You can use them to setup tab completion on your system. It should work with any program that uses Docopt (or rather, any program that outputs usage messages that look like Docopt). For example, to get tab completion support for Cargo, you'll have to install docopt-wordlist and add some voodoo to your $HOME/.bash_completion file (this may vary for other shells).

Here it is step by step:

# Download and build `docopt-wordlist` (as part of the Docopt package)
$ git clone git://github.com/docopt/docopt.rs
$ cd docopt.rs
$ cargo build --release

# Now setup tab completion (for bash)
$ echo "DOCOPT_WORDLIST_BIN=\"$(pwd)/target/release/docopt-wordlist\"" >> $HOME/.bash_completion
$ echo "source \"$(pwd)/completions/docopt-wordlist.bash\"" >> $HOME/.bash_completion
$ echo "complete -F _docopt_wordlist_commands cargo" >> $HOME/.bash_completion

My CSV toolkit is supported too:

# shameless plug...
$ echo "complete -F _docopt_wordlist_commands xsv" >> $HOME/.bash_completion

Note that this is emphatically a first pass.
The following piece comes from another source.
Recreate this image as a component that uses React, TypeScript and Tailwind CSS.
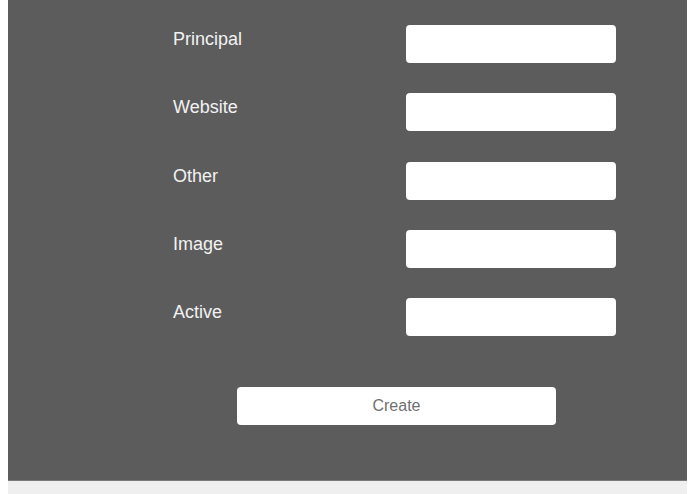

There are several improvements that I'd like to make:

  1. Take context into account when completing. For example, it should be possible to only show completions that can lead to a valid Docopt match. This may be hard. (i.e., It may require restructuring Docopt's internals.)
  2. Support more shells. (I'll happily accept pull requests on this one. I doubt I'll venture outside of bash any time soon.)
  3. Make tab completion support more seamless. The way it works right now is pretty hacky by intermingling file/directory completion.